**BRIEF**
Return each line containing the string "this".

**DATA SHOWN**
• • • •

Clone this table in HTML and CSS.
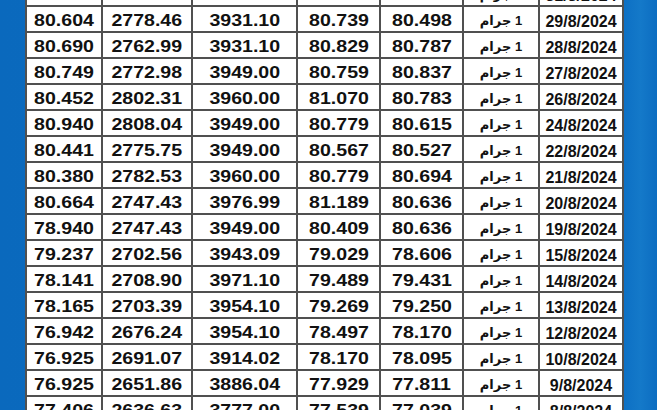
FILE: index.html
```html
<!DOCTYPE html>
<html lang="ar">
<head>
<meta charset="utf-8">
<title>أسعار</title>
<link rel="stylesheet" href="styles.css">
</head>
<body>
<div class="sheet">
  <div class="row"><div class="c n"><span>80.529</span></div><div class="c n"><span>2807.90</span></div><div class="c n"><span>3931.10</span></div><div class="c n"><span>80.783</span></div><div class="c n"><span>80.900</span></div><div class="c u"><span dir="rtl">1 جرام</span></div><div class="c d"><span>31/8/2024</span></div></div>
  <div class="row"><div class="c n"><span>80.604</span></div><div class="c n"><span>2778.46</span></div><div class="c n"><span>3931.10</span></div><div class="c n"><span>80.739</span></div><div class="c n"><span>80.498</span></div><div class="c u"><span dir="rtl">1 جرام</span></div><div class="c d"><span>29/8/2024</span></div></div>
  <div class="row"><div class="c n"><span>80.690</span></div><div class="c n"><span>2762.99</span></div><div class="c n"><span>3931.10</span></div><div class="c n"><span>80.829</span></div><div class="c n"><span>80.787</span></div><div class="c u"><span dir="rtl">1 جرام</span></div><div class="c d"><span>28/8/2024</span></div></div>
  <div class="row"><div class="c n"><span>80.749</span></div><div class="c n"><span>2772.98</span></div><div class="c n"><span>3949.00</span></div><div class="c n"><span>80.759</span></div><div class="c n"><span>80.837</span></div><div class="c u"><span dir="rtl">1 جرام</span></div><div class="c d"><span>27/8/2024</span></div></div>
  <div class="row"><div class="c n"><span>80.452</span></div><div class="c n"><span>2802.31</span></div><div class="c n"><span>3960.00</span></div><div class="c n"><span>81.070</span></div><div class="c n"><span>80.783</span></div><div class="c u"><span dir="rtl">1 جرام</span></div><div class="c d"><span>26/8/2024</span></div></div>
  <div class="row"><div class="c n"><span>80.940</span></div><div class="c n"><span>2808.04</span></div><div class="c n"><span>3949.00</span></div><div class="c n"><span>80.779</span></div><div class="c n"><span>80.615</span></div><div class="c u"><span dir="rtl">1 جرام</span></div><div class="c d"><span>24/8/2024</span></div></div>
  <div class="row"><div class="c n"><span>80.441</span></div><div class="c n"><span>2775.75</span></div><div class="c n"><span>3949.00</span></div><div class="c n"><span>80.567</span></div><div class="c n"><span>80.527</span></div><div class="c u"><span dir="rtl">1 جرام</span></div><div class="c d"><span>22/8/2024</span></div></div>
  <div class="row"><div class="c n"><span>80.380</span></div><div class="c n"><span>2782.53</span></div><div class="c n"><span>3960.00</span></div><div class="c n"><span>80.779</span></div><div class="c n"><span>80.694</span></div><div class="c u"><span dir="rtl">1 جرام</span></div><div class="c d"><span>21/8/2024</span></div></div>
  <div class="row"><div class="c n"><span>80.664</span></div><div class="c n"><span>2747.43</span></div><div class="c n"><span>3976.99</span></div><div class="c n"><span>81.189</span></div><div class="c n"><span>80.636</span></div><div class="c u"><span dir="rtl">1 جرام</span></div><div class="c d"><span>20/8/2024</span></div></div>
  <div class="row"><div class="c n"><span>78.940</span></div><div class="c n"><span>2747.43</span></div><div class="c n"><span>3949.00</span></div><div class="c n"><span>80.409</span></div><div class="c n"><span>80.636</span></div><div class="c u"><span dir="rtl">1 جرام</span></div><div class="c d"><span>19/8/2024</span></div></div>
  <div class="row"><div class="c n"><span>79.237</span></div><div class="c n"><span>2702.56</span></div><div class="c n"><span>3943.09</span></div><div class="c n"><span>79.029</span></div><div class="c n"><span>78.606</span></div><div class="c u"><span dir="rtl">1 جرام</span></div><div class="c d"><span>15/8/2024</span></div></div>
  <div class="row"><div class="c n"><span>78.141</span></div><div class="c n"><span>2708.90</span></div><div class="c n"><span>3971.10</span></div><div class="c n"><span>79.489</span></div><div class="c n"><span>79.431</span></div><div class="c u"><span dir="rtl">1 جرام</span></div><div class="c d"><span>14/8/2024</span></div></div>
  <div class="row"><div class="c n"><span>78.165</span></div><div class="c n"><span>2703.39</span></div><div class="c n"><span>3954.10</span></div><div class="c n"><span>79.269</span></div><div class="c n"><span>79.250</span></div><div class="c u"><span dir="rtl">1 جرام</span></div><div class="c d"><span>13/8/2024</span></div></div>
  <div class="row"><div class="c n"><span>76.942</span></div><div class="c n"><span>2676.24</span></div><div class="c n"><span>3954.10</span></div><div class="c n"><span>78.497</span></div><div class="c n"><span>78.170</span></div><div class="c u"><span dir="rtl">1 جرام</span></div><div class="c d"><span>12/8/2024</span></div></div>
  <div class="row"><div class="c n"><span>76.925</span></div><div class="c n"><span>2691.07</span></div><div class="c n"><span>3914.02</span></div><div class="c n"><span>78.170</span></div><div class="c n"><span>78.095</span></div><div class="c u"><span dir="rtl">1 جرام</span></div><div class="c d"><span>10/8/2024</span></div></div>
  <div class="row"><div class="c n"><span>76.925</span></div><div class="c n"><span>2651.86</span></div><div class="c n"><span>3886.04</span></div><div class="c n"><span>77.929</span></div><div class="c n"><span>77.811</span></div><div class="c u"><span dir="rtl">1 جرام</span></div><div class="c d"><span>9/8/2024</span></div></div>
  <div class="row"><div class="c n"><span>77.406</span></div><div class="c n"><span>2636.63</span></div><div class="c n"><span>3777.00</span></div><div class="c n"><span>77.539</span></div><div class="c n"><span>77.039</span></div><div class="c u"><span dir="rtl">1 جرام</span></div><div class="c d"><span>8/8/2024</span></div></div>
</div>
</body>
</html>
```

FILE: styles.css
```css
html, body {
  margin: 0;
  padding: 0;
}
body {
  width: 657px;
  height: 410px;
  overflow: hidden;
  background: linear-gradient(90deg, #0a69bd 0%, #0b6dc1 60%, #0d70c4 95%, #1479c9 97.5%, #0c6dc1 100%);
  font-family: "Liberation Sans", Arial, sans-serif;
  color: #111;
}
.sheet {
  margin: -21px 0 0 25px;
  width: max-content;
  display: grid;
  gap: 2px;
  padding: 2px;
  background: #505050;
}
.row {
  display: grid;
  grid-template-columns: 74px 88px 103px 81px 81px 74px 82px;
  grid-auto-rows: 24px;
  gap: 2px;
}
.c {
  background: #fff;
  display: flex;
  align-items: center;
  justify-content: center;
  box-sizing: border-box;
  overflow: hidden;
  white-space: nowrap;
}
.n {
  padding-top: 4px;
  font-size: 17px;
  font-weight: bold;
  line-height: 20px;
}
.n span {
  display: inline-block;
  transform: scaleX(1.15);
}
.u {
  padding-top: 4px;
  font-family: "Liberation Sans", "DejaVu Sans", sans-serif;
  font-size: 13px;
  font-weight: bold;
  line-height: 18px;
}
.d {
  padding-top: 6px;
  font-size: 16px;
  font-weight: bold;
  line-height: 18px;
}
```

• • • •

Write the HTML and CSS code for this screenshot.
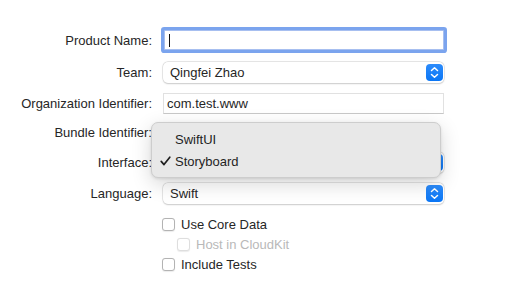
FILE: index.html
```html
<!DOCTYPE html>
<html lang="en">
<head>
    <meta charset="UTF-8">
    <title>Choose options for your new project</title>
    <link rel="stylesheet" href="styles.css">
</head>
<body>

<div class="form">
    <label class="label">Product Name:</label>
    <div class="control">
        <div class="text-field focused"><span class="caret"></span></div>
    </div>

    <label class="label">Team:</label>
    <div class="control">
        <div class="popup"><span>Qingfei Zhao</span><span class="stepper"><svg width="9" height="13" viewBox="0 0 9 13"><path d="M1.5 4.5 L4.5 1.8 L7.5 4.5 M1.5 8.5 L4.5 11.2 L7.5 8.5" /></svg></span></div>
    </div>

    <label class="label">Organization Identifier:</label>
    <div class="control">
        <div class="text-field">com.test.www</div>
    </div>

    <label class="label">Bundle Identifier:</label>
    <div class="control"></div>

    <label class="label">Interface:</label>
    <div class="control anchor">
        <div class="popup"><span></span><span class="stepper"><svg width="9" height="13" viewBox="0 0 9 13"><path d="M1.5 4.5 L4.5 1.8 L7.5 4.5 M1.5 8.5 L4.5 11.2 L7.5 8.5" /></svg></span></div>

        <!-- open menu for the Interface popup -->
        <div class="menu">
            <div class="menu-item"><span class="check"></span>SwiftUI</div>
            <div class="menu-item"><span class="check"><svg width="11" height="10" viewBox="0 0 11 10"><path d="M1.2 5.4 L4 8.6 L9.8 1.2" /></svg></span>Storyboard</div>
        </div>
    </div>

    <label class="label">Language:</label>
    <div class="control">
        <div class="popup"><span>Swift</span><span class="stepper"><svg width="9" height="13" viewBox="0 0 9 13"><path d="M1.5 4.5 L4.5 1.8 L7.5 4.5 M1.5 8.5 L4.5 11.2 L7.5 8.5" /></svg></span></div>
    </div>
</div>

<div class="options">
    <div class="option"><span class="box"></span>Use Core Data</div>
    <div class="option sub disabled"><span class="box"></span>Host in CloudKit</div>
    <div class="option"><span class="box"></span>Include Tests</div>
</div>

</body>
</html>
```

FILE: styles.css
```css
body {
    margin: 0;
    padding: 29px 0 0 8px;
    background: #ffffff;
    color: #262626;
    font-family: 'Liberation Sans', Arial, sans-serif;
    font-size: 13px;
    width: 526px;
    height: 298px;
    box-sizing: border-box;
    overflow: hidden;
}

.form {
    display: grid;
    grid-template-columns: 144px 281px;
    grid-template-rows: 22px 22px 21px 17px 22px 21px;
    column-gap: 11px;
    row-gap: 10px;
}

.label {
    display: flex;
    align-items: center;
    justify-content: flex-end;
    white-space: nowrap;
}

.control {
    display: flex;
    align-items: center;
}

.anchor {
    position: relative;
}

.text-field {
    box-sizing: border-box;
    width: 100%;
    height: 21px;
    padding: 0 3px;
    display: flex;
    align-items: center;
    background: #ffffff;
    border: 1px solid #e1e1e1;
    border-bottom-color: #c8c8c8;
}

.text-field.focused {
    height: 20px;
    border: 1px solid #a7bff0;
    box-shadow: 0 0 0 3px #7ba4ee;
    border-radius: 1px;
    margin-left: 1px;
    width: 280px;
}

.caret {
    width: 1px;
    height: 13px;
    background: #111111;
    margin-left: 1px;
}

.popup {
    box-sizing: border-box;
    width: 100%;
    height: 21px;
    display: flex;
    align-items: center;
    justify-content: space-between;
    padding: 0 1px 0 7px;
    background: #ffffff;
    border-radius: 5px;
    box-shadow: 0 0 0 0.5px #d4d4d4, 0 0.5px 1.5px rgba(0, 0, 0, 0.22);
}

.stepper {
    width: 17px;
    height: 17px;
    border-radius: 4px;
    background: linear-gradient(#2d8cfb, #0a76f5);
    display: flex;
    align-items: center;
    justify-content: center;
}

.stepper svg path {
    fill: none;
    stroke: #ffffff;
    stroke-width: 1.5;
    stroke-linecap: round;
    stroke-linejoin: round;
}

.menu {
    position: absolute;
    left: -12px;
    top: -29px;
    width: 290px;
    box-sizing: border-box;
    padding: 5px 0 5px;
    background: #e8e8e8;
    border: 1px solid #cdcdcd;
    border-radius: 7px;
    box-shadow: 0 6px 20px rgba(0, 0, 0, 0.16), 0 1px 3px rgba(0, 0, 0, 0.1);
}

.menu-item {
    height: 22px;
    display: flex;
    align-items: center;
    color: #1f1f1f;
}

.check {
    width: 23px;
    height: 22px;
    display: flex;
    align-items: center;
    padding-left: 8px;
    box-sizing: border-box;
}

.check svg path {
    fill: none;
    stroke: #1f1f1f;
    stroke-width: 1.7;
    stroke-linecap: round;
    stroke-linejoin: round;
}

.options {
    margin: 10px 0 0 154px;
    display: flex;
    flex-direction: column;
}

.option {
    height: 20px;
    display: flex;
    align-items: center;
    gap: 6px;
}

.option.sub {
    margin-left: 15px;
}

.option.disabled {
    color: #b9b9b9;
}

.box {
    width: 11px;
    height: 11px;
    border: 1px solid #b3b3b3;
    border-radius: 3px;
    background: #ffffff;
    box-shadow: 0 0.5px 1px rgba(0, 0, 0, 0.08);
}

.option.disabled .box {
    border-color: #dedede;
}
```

• • • •

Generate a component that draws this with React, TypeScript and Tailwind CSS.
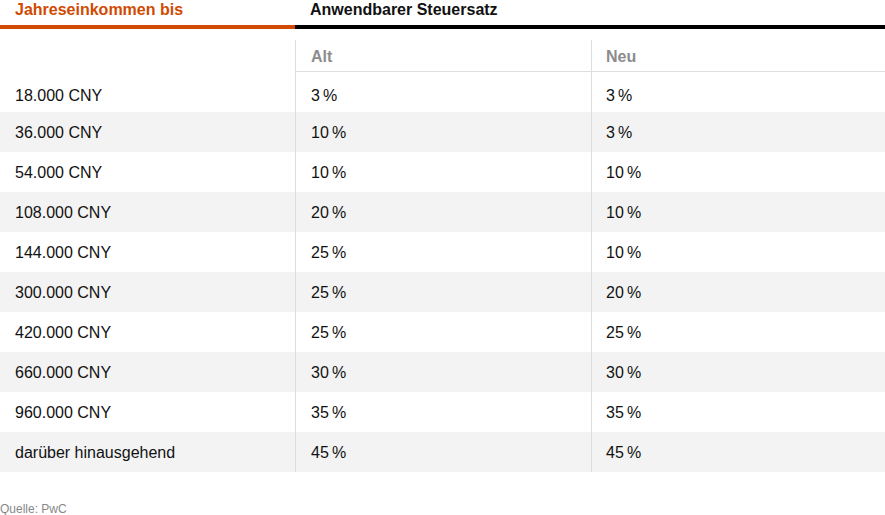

• • • •

**FULL SOLUTION**
Clone this table in HTML and CSS.
Write the HTML and CSS code for this screenshot.
Generate a component that draws this with React, TypeScript and Tailwind CSS.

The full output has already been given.